Еще одной авторитарной тенденцией XIX–XX вв. стала прогрессирующая милитаризация. С распространением всеобщей обязательной воинской повинности и культа армий во многих европейских странах структура общества приобретала некоторые черты военной иерархии. Прошедшие армейскую службу массы людей усваивали навыки покорности и повиновения, привычку подчиняться вышестоящим, не думая о существе и смысле приказов.
Взгляды о взаимоотношениях между государствами и народами формировались в духе вывода о биологической “естественности” борьбы между людьми. В XIX в. сложилась теория наций как целостных организмов и национальных государств как выразителей воли наций. В действительности же — вопреки этим теориям — не нации, развиваясь, создавали свои государства, а, напротив, государства конструировали нации. Они силой устанавливали границы контролируемой ими территории, подавляли реальные языковые, культурные и региональные различия, а затем для обоснования и оправдания собственного господства выдвигали национальную идею, т. е. представление о своей естественности, об общности интересов своих подданных (нации), об их принципиальном отличии от других людей и народов (вследствие расы, “крови и почвы”, характера или мифического “национального духа”) и, наконец, о том, что именно государство воплощает и защищает эти особые черты[63].
Появление “предтоталитарных” движений
Оформление “государств-наций” в Европе сопровождалось возникновением массовых националистических движений. Во Франции ими были бонапартизм 1848–1851 гг., буланжизм (1887–1889 гг.), антисемитское движение (90-е годы XIX в.), профашистская “Аксьон франсэз” (с 1898 г.) и т. д. В Германии на протяжении XIX — начала XX в. друг друга последовательно сменяли политический романтизм, националистическое движение “буршей”, группировки “государственного социализма”, антисемитское движение и, наконец, массовые политические, общественные и культурные организации и союзы “фёлькише”. В Италии начала XX в. активно развивались движения националистов, футуристов и, наконец, сторонников активной “интервенционистской” внешней политики. Подобные организации, группы и объединения можно было обнаружить в тот период и в других странах Европы.

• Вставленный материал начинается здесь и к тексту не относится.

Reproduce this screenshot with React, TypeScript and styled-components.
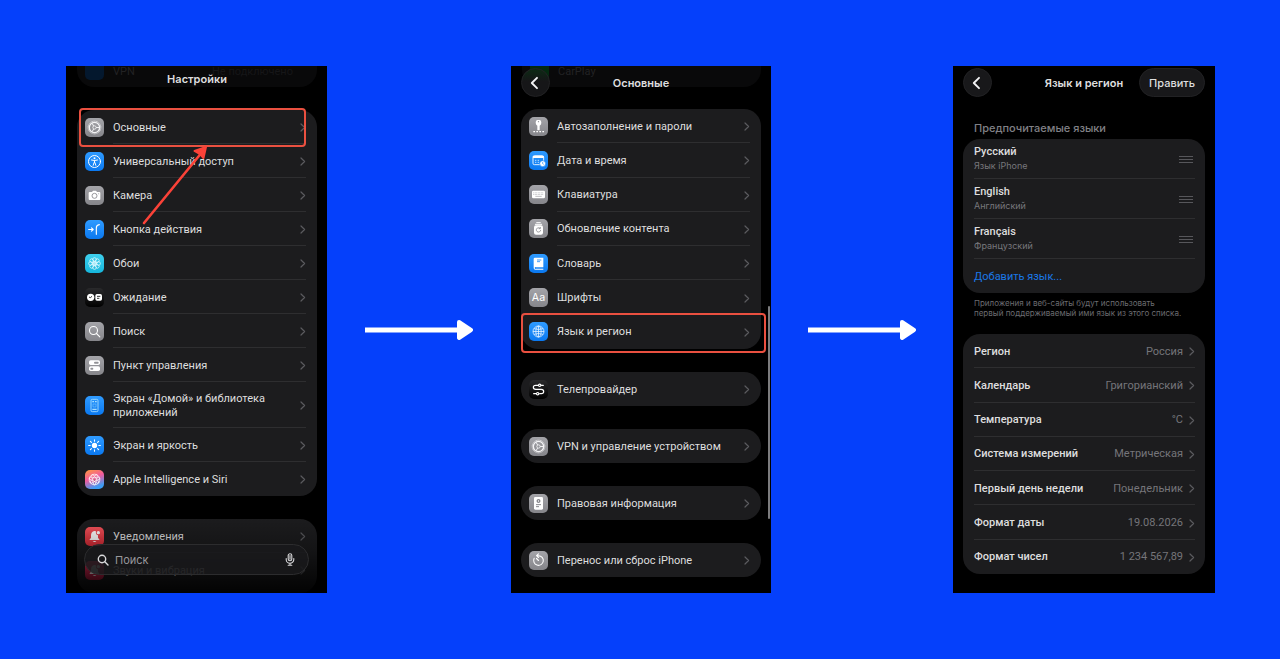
import React from "react";
import styled, { createGlobalStyle } from "styled-components";

const GlobalStyle = createGlobalStyle`
  *, *::before, *::after { box-sizing: border-box; }
  body {
    margin: 0;
    background: #0540fb;
    font-family: Inter, "Liberation Sans", sans-serif;
    -webkit-font-smoothing: antialiased;
  }
`;

const Page = styled.main`
  display: grid;
  grid-template-columns: 261fr 184fr 260fr 182fr 262fr;
  min-height: 100vh;
  padding: 66px 65px 66px 66px;
`;

const Phone = styled.section`
  position: relative;
  display: flex;
  flex-direction: column;
  min-width: 0;
  padding: 0 10px 16px;
  overflow: hidden;
  background: #000;
  color: #dededf;
  font-family: Roboto, sans-serif;
  font-size: 11px;
  line-height: 14px;
`;

const FirstPhone = styled(Phone)`
  padding: 0 10px 0 11px;
`;

const Connector = styled.div`
  display: flex;
  align-items: center;
  justify-content: center;
`;

const PlainHeader = styled.header`
  display: flex;
  justify-content: center;
  height: 44px;
`;

const NavHeader = styled.header`
  display: grid;
  grid-template-columns: 1fr auto 1fr;
  align-items: center;
  height: 43px;
  padding: 2px 0 12px;
`;

const Title = styled.h1`
  position: relative;
  margin: 0;
  font-family: Inter, sans-serif;
  font-size: 11px;
  font-weight: 600;
  line-height: 26px;
`;

const BackButton = styled.button`
  position: relative;
  display: flex;
  align-items: center;
  justify-content: center;
  width: 29px;
  height: 29px;
  padding: 0 2px 0 0;
  border: 1px solid #222224;
  border-radius: 50%;
  background: ${(p: { $tinted?: boolean }) =>
    p.$tinted ? "linear-gradient(#0c2a14, #161618 45%)" : "#18181a"};
`;

const EditButton = styled.button`
  justify-self: end;
  height: 29px;
  padding: 0 9px;
  border: 1px solid #222224;
  border-radius: 15px;
  background: #18181a;
  color: #dededf;
  font: 500 11px/14px Inter, sans-serif;
`;

const GhostCard = styled.div`
  position: absolute;
  top: 0;
  left: 11px;
  right: 10px;
  display: flex;
  gap: 9px;
  height: 21px;
  padding: 0 24px 0 8px;
  border-radius: 0 0 17px 17px;
  background: #09090a;
  color: #222224;
  line-height: 12px;
`;

const GhostValue = styled.span`
  margin-left: auto;
  color: #161618;
`;

const GhostIcon = styled.i`
  width: 19px;
  height: 14px;
  border-radius: 0 0 5px 5px;
  background: ${(p: { $color: string }) => p.$color};
`;

const Card = styled.nav`
  display: flex;
  flex: none;
  flex-direction: column;
  min-height: ${(p: { $min?: number }) => p.$min ?? 34}px;
  border-radius: 17px;
  background: #1c1c1e;

  & + & { margin-top: 23px; }
`;

const FadingCard = styled(Card)`
  flex: 1 0 68px;

  > a { flex-grow: 0; }
`;

const Row = styled.a`
  position: relative;
  display: flex;
  flex: 1 0 ${(p: { $tall?: boolean }) => (p.$tall ? 46 : 34)}px;
  align-items: stretch;
  gap: 9px;
  padding: 0 11px 0 8px;
  color: inherit;
  text-decoration: none;
`;

const RowBody = styled.span`
  display: flex;
  flex: 1;
  align-items: center;
  justify-content: space-between;
  padding-top: 1px;
  box-shadow: inset 0 -1px #2e2e30;

  ${Row}:last-child > & { box-shadow: none; }
`;

const Tile = styled.svg`
  flex: none;
  align-self: center;
  width: 19px;
  height: 19px;
`;

const Highlight = styled.span`
  position: absolute;
  z-index: 1;
  inset: ${(p: { $inset: string }) => p.$inset};
  border: 2px solid #ea5040;
  border-radius: 4px;
`;

const Pointer = styled.svg`
  position: absolute;
  z-index: 2;
  top: 34px;
  left: 62px;
  width: 72px;
  height: 84px;
  pointer-events: none;
`;

const BottomFade = styled.div`
  position: absolute;
  right: 0;
  bottom: 0;
  left: 0;
  height: 76px;
  background: linear-gradient(transparent, rgba(0, 0, 0, 0.3) 45%, rgba(0, 0, 0, 0.9));
  pointer-events: none;
`;

const SearchBar = styled.label`
  position: absolute;
  right: 18px;
  bottom: 18px;
  left: 18px;
  display: flex;
  align-items: center;
  gap: 6px;
  height: 31px;
  padding: 0 13px 0 12px;
  border: 1px solid #2c2c2e;
  border-radius: 16px;
  background: rgba(26, 26, 28, 0.82);

  svg { flex: none; }
`;

const SearchInput = styled.input`
  flex: 1;
  min-width: 0;
  padding: 0;
  border: 0;
  outline: 0;
  background: transparent;
  color: #dededf;
  font: 400 11px/14px Inter, sans-serif;

  &::placeholder { color: #98989c; opacity: 1; }
`;

const ScrollThumb = styled.div`
  position: absolute;
  top: 240px;
  right: 1px;
  width: 2px;
  height: 213px;
  border-radius: 1px;
  background: #7c7c7e;
`;

const SectionLabel = styled.h2`
  margin: 12px 0 4px 11px;
  color: #808086;
  font-family: Inter, sans-serif;
  font-size: 11px;
  font-weight: 500;
  line-height: 14px;
`;

const LanguageList = styled.ul`
  margin: 0;
  padding: 0;
  border-radius: 17px;
  background: #1c1c1e;
  list-style: none;
`;

const Language = styled.li`
  display: flex;
  align-items: center;
  justify-content: space-between;
  height: 40px;
  margin: 0 10px 0 11px;
  padding-right: 2px;
  box-shadow: inset 0 -1px #2e2e30;
  font-weight: 500;

  small {
    display: block;
    color: #77777c;
    font-family: Inter, sans-serif;
    font-size: 9px;
    font-weight: 400;
  }
`;

const AddLanguage = styled.li`
  display: flex;
  height: 34px;
  padding: 1px 0 0 11px;
  align-items: center;

  a { color: #1a78e6; text-decoration: none; }
`;

const Note = styled.p`
  margin: 5px 0 16px 11px;
  color: #6c6c70;
  font-family: Inter, sans-serif;
  font-size: 8px;
  line-height: 10px;
`;

const SettingRow = styled(Row)`
  padding: 0 10px 0 11px;
  font-weight: 500;
`;

const Value = styled.span`
  display: flex;
  align-items: center;
  gap: 6px;
  color: #75757a;
  font-weight: 400;
`;

const Chevron = () => (
  <svg width="6" height="9" viewBox="0 0 6 9" fill="none" stroke="#5b5b5f" strokeWidth="1.2" strokeLinecap="round" strokeLinejoin="round" aria-hidden="true">
    <path d="M1 1l3.6 3.5L1 8" />
  </svg>
);

const BackArrow = () => (
  <svg width="9" height="14" viewBox="0 0 9 14" fill="none" stroke="#f2f2f4" strokeWidth="1.9" strokeLinecap="round" strokeLinejoin="round" aria-hidden="true">
    <path d="M7 1.8L1.8 7 7 12.2" />
  </svg>
);

const Grip = () => (
  <svg width="14" height="9" viewBox="0 0 14 9" stroke="#57575b" aria-hidden="true">
    <path d="M0 1.5h14M0 4.5h14M0 7.5h14" />
  </svg>
);

const Magnifier = () => (
  <svg width="12" height="12" viewBox="0 0 12 12" fill="none" stroke="#d8d8da" strokeWidth="1.4" strokeLinecap="round" aria-hidden="true">
    <circle cx="5" cy="5" r="3.7" />
    <path d="M7.8 7.8l3.2 3.2" />
  </svg>
);

const Microphone = () => (
  <svg width="10" height="13" viewBox="0 0 10 13" fill="none" stroke="#d8d8da" strokeWidth="1.1" strokeLinecap="round" aria-hidden="true">
    <rect x="3.2" y="0.8" width="3.6" height="7" rx="1.8" />
    <path d="M1.2 5.6v.8a3.8 3.8 0 0 0 7.6 0v-.8M5 10.2v2M3.2 12.3h3.6M5 2.6v3.6" />
  </svg>
);

const FlowArrow = () => (
  <svg width="108" height="22" viewBox="0 0 108 22" fill="#fff" aria-hidden="true">
    <path d="M0 8.5h94v5H0z" />
    <path d="M94 3l12 8-12 8z" stroke="#fff" strokeWidth="4" strokeLinejoin="round" />
  </svg>
);

const petals = [0, 45, 90, 135, 180, 225, 270, 315];

const gear = (
  <g fill="none" stroke="#f4f4f6">
    <circle cx="28.5" cy="28.5" r="19" strokeWidth="2.5" strokeDasharray="2.4 1.6" />
    <circle cx="28.5" cy="28.5" r="15.5" strokeWidth="4" />
    <circle cx="28.5" cy="28.5" r="5" strokeWidth="2.6" />
    <path d="M33.5 28.5h10M26 24.2l-5-8.7M26 32.8l-5 8.7" strokeWidth="3" />
  </g>
);

const glyphs: Record<string, React.ReactNode> = {
  gear,
  access: (
    <g fill="none" stroke="#fff" strokeLinecap="round" strokeLinejoin="round">
      <circle cx="28.5" cy="28.5" r="18" strokeWidth="3" />
      <circle cx="28.5" cy="18.5" r="3" fill="#fff" stroke="none" />
      <path d="M19.5 24l9 1.6 9-1.6M28.5 26v6M24.5 40l3-9h2l3 9" strokeWidth="3" />
    </g>
  ),
  camera: (
    <g>
      <path d="M14 18h7l3-4h9l3 4h7q3 0 3 3v18q0 3-3 3H14q-3 0-3-3V21q0-3 3-3z" fill="#fff" />
      <circle cx="28.5" cy="29.5" r="7.5" fill="none" stroke="#97979c" strokeWidth="3" />
      <circle cx="41" cy="23.500" r="1.5" fill="#97979c" />
    </g>
  ),
  action: (
    <g fill="none" stroke="#fff" strokeWidth="3.4" strokeLinecap="round" strokeLinejoin="round">
      <path d="M11 28.5h13M19.5 23.5l5 5-5 5M34 43V24q0-9 9-10" />
    </g>
  ),
  flower: (
    <g fill="none" stroke="#e8fbff" strokeWidth="2.2">
      {petals.map((a) => (
        <circle key={a} cx="28.5" cy="16.500" r="5.500" transform={`rotate(${a} 28.5 28.5)`} />
      ))}
      <circle cx="28.5" cy="28.5" r="6" fill="#e8fbff" fillOpacity="0.7" />
    </g>
  ),
  standby: (
    <g>
      <circle cx="17" cy="28" r="11" fill="#fff" />
      <rect x="31" y="18" width="20" height="20" rx="5" fill="#fff" />
      <path d="M16 29l5-4M16 29l-4-2M36 25h10M36 31h7" fill="none" stroke="#111" strokeWidth="2.6" />
    </g>
  ),
  search: (
    <g fill="none" stroke="#fff" strokeWidth="3.2" strokeLinecap="round">
      <circle cx="25.5" cy="25.5" r="12" />
      <path d="M34.5 34.5l10 10" />
    </g>
  ),
  toggles: (
    <g>
      <rect x="12" y="13" width="33" height="14" rx="5" fill="#fff" />
      <rect x="12" y="31" width="33" height="14" rx="5" fill="#fff" />
      <rect x="27" y="17" width="14" height="6" rx="3" fill="#929297" />
      <rect x="16" y="35" width="9" height="6" rx="3" fill="#929297" />
    </g>
  ),
  phone: (
    <g fill="none" stroke="#a8deff" strokeWidth="2.6">
      <rect x="18" y="10" width="21" height="37" rx="4" />
      <path d="M22 17h5M30 17h5M22 40h13" strokeWidth="3.4" />
      <path d="M24 24h9v9h-9z" strokeWidth="2" strokeOpacity="0.6" />
    </g>
  ),
  sun: (
    <g stroke="#fff" strokeWidth="3.2" strokeLinecap="round">
      <circle cx="28.5" cy="28.5" r="8" fill="#fff" stroke="none" />
      {petals.map((a) => (
        <path key={a} d="M28.5 15.5v-4.5" transform={`rotate(${a} 28.5 28.5)`} />
      ))}
    </g>
  ),
  siri: (
    <g fill="none" stroke="#fff" strokeOpacity="0.85" strokeWidth="2.4">
      <circle cx="28.5" cy="28.5" r="10" fill="#d84a6a" fillOpacity="0.5" stroke="none" />
      {[0, 51, 103, 154, 206, 257, 309].map((a) => (
        <ellipse key={a} cx="28.5" cy="18" rx="9" ry="5.500" transform={`rotate(${a} 28.5 28.5)`} />
      ))}
    </g>
  ),
  bell: (
    <g fill="#fff">
      <path d="M28 12q-10 2-10 13v7l-5 7h31l-5-7v-7q-8-2-6-12-2-1-5-1zM23 42h11q-5 6-11 0z" />
      <circle cx="40" cy="17" r="5" />
    </g>
  ),
  key: (
    <g fill="#fff">
      <path d="M24 9h9q4 2 4 8t-5 9v14h-7V26q-5-3-5-9t4-8z" />
      <circle cx="28.5" cy="14" r="2" fill="#929297" />
      <path d="M13 44h5M22 44h5M31 44h5M40 44h5" stroke="#fff" strokeWidth="4" />
    </g>
  ),
  calendar: (
    <g>
      <rect x="12" y="14" width="32" height="27" rx="4" fill="none" stroke="#fff" strokeWidth="2.6" />
      <path d="M12 18h32" stroke="#fff" strokeWidth="6" />
      <path d="M18 28h4M26 28h4M18 34h4M26 34h4" stroke="#b6dcff" strokeWidth="3" />
      <circle cx="41" cy="38" r="9" fill="#fff" stroke="#1585f8" strokeWidth="2" />
      <path d="M41 33v5l3 2" fill="none" stroke="#1585f8" strokeWidth="2" />
    </g>
  ),
  keyboard: (
    <g>
      <rect x="9" y="17" width="39" height="23" rx="4" fill="#fff" />
      <path d="M13 23.500h31M13 28.500h31" stroke="#a4a4a9" strokeWidth="2.200" strokeDasharray="2.500 2" />
      <path d="M19 34h19" stroke="#a4a4a9" strokeWidth="2.200" />
    </g>
  ),
  refresh: (
    <g>
      <path d="M23 11h11M19 16h19" stroke="#fff" strokeWidth="3" strokeLinecap="round" />
      <rect x="15" y="19" width="27" height="28" rx="6" fill="#fff" />
      <path d="M35 33a6.500 6.500 0 1 1-2-5M34 24v5h-5" fill="none" stroke="#88888d" strokeWidth="2.400" />
    </g>
  ),
  book: (
    <g>
      <path d="M18 11h25v28H20q-3 0-3 3t3 3h23v2H19q-5 0-5-5V15q0-4 4-4z" fill="#fff" />
      <path d="M24 18h13M24 23h9" stroke="#1585f8" strokeWidth="2.400" />
      <path d="M20 42h23" stroke="#d5eaff" strokeWidth="2" />
    </g>
  ),
  fonts: (
    <text x="28.5" y="39" textAnchor="middle" fill="#fff" fontFamily="Inter, sans-serif" fontSize="32">Aa</text>
  ),
  globe: (
    <g fill="none" stroke="#e6f3ff" strokeWidth="2.400">
      <circle cx="28.500" cy="28.500" r="16.500" />
      <ellipse cx="28.500" cy="28.500" rx="8" ry="16.500" />
      <path d="M12 28.500h33M28.500 12v33M15 20q13.500 5 27 0M15 37q13.500-5 27 0" />
    </g>
  ),
  provider: (
    <g fill="none" stroke="#fff" strokeWidth="3.600" strokeLinecap="round">
      <path d="M27 16h-7q-7 0-7 6t7 6h17q7 0 7 6.500t-7 6.500h-5M37 16h6M14 41h7" />
      <circle cx="32" cy="16" r="3.500" />
      <circle cx="26" cy="41" r="3.500" />
    </g>
  ),
  document: (
    <g>
      <rect x="15" y="9" width="27" height="38" rx="4" fill="#fff" />
      <circle cx="28.500" cy="21" r="6" fill="#88888d" />
      <path d="M21 32h15M21 38h9" stroke="#88888d" strokeWidth="3" />
      <path d="M28.500 18v6" stroke="#fff" strokeWidth="2" />
    </g>
  ),
  reset: (
    <g fill="none" stroke="#fff" strokeWidth="3.200" strokeLinecap="round" strokeLinejoin="round">
      <path d="M15.500 22A14.500 14.500 0 1 0 28.500 14H23M28.500 8.500L22.500 14l6 5.500M28.500 28.500l-6-6" />
    </g>
  ),
};

const tileColors: Record<string, [string, string]> = {
  gray: ["#a4a4a9", "#85858a"],
  blue: ["#2f9bff", "#0a78f0"],
  cyan: ["#3fd0ee", "#16b6dc"],
  black: ["#2a2a2c", "#000000"],
  red: ["#f5525a", "#dc2c38"],
  pink: ["#e8315c", "#c01c44"],
};

type IconProps = { glyph: string; color: string };

const Icon = ({ glyph, color }: IconProps) => {
  const id = `tile-${color}-${glyph}`;
  const stops = color === "siri" ? ["#ff9a3c", "#f25a9c", "#3c9cf5"] : tileColors[color];
  const diagonal = color === "siri";
  return (
    <Tile viewBox="0 0 57 57" aria-hidden="true">
      <defs>
        <linearGradient id={id} x1="0" y1="0" x2={diagonal ? "0.4" : "0"} y2="1">
          {stops.map((c, i) => (
            <stop key={c} offset={i / (stops.length - 1)} stopColor={c} />
          ))}
        </linearGradient>
      </defs>
      <rect width="57" height="57" rx="15" fill={`url(#${id})`} />
      {glyphs[glyph]}
    </Tile>
  );
};

type Item = IconProps & { label: React.ReactNode; tall?: boolean };

const ItemRow = ({ item, children }: { item: Item; children?: React.ReactNode }) => (
  <Row href="#" $tall={item.tall}>
    <Icon glyph={item.glyph} color={item.color} />
    <RowBody>
      <span>{item.label}</span>
      <Chevron />
    </RowBody>
    {children}
  </Row>
);

const settings: Item[] = [
  { glyph: "gear", color: "gray", label: "Основные" },
  { glyph: "access", color: "blue", label: "Универсальный доступ" },
  { glyph: "camera", color: "gray", label: "Камера" },
  { glyph: "action", color: "blue", label: "Кнопка действия" },
  { glyph: "flower", color: "cyan", label: "Обои" },
  { glyph: "standby", color: "black", label: "Ожидание" },
  { glyph: "search", color: "gray", label: "Поиск" },
  { glyph: "toggles", color: "gray", label: "Пункт управления" },
  { glyph: "phone", color: "blue", label: <>Экран «Домой» и библиотека<br />приложений</>, tall: true },
  { glyph: "sun", color: "blue", label: "Экран и яркость" },
  { glyph: "siri", color: "siri", label: "Apple Intelligence и Siri" },
];

const general: Item[] = [
  { glyph: "key", color: "gray", label: "Автозаполнение и пароли" },
  { glyph: "calendar", color: "blue", label: "Дата и время" },
  { glyph: "keyboard", color: "gray", label: "Клавиатура" },
  { glyph: "refresh", color: "gray", label: "Обновление контента" },
  { glyph: "book", color: "blue", label: "Словарь" },
  { glyph: "fonts", color: "gray", label: "Шрифты" },
  { glyph: "globe", color: "blue", label: "Язык и регион" },
];

const singles: Item[] = [
  { glyph: "provider", color: "black", label: "Телепровайдер" },
  { glyph: "gear", color: "gray", label: "VPN и управление устройством" },
  { glyph: "document", color: "gray", label: "Правовая информация" },
  { glyph: "reset", color: "gray", label: "Перенос или сброс iPhone" },
];

const languages = [
  ["Русский", "Язык iPhone"],
  ["English", "Английский"],
  ["Français", "Французский"],
];

const regional = [
  ["Регион", "Россия"],
  ["Календарь", "Григорианский"],
  ["Температура", "°C"],
  ["Система измерений", "Метрическая"],
  ["Первый день недели", "Понедельник"],
  ["Формат даты", "19.08.2026"],
  ["Формат чисел", "1 234 567,89"],
];

export default function App() {
  return (
    <>
      <GlobalStyle />
      <Page>
        <FirstPhone>
          <GhostCard>
            <GhostIcon $color="#04182e" />
            <span>VPN</span>
            <GhostValue>Не подключено</GhostValue>
          </GhostCard>
          <PlainHeader>
            <Title>Настройки</Title>
          </PlainHeader>
          <Card>
            {settings.map((item, i) => (
              <ItemRow key={item.glyph} item={item}>
                {i === 0 && (
                  <>
                    <Highlight $inset="-2px 11px -3px 2px" />
                    <Pointer viewBox="0 0 72 84" fill="none" stroke="#fb4238" strokeWidth="2.6" strokeLinecap="round" aria-hidden="true">
                      <path d="M5 79L64 7" />
                      <path d="M67 3l-2.500 11-3-3.500-6-3.500z" fill="#fb4238" strokeWidth="2" strokeLinejoin="round" />
                    </Pointer>
                  </>
                )}
              </ItemRow>
            ))}
          </Card>
          <FadingCard>
            <ItemRow item={{ glyph: "bell", color: "red", label: "Уведомления" }} />
            <ItemRow item={{ glyph: "bell", color: "pink", label: "Звуки и вибрация" }} />
          </FadingCard>
          <BottomFade />
          <SearchBar>
            <Magnifier />
            <SearchInput type="search" placeholder="Поиск" aria-label="Поиск" />
            <Microphone />
          </SearchBar>
        </FirstPhone>

        <Connector><FlowArrow /></Connector>

        <Phone>
          <GhostCard>
            <GhostIcon $color="#042a10" />
            <span>CarPlay</span>
          </GhostCard>
          <NavHeader>
            <BackButton type="button" aria-label="Назад" $tinted><BackArrow /></BackButton>
            <Title>Основные</Title>
          </NavHeader>
          <Card $min={240}>
            {general.map((item) => (
              <ItemRow key={item.glyph} item={item}>
                {item.glyph === "globe" && <Highlight $inset="-2px -5px -4px 0" />}
              </ItemRow>
            ))}
          </Card>
          {singles.map((item) => (
            <Card key={item.glyph}><ItemRow item={item} /></Card>
          ))}
          <ScrollThumb />
        </Phone>

        <Connector><FlowArrow /></Connector>

        <Phone>
          <NavHeader>
            <BackButton type="button" aria-label="Назад"><BackArrow /></BackButton>
            <Title>Язык и регион</Title>
            <EditButton type="button">Править</EditButton>
          </NavHeader>
          <SectionLabel>Предпочитаемые языки</SectionLabel>
          <LanguageList>
            {languages.map(([name, note]) => (
              <Language key={name}>
                <span>{name}<small>{note}</small></span>
                <Grip />
              </Language>
            ))}
            <AddLanguage><a href="#">Добавить язык...</a></AddLanguage>
          </LanguageList>
          <Note>Приложения и веб-сайты будут использовать<br />первый поддерживаемый ими язык из этого списка.</Note>
          <Card $min={240}>
            {regional.map(([label, value]) => (
              <SettingRow href="#" key={label}>
                <RowBody>
                  <span>{label}</span>
                  <Value>{value}<Chevron /></Value>
                </RowBody>
              </SettingRow>
            ))}
          </Card>
        </Phone>
      </Page>
    </>
  );
}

При всем внешнем различии указанных движений, мотивов и настроений их участников, а также порождавших их экономических и политических ситуаций, можно, тем не менее, обнаружить в них ряд общих “предтоталитарных” или “прототалитарных” черт. Прежде всего в отличие от традиционного консерватизма, апеллировавшего к добуржуазным и доиндустриальным временам, эта новая “реакция” при всей своей элитарной враждебности “духу революции 1789 года” была массовой. Во-вторых, ее социальной базой служили преимущественно слои мелких собственников и деклассированные общественные группы, разорявшиеся в ходе индустриального развития в конкурентной борьбе с крупной финансовой и промышленной буржуазией и в то же самое время обеспокоенные ростом социальной мощи наемных тружеников и рабочего движения (хотя руководящие посты в движениях могли занимать представители других “обойденных” слоев — старой аристократии, военных, лиц “свободных профессий”). В-третьих, существует и определенное сходство в психологии и идеологии участников этих движений, что было связано как с общим “духом времени”, так и со схожей ситуацией, в которой оказывалась их массовая база. Сюда следует отнести особый тип реакции на индустриально-капиталистическое развитие: их протест направлялся не столько против капитализма, принципов частной собственности, рынка и наемного труда, сколько против крупной буржуазии и своей неспособности устоять перед ней. Соответственно постулировать противоположность между капиталом здоровым, национальным, производящим, — и капиталом “антинациональным”, ростовщическим и посредническим, который часто отождествлялся с “евреями” как абстрактными носителями “денег“.
Общей чертой в идеологии националистических движений XIX — начала XX в. была апелляция к сильному государству как защитнику интересов мелких собственников, отождествлявшихся с интересами нации в целом. Такая власть призвана была, по их мнению, стать средством разрешения социальной несправедливости, поддержки и поощрения “национального предпринимательства” и “национального труда”. Ей надлежало осуществить реформы в духе “сословного государства” или “государственного социализма”, регулировать экономическую жизнь, не допуская как бунтов антинациональных “анархистов”, “социалистов” и классовой борьбы распропагандированной ими “черни”, так и “чрезмерного” роста крупных финансово-промышленных конгломератов и концентрации состояний.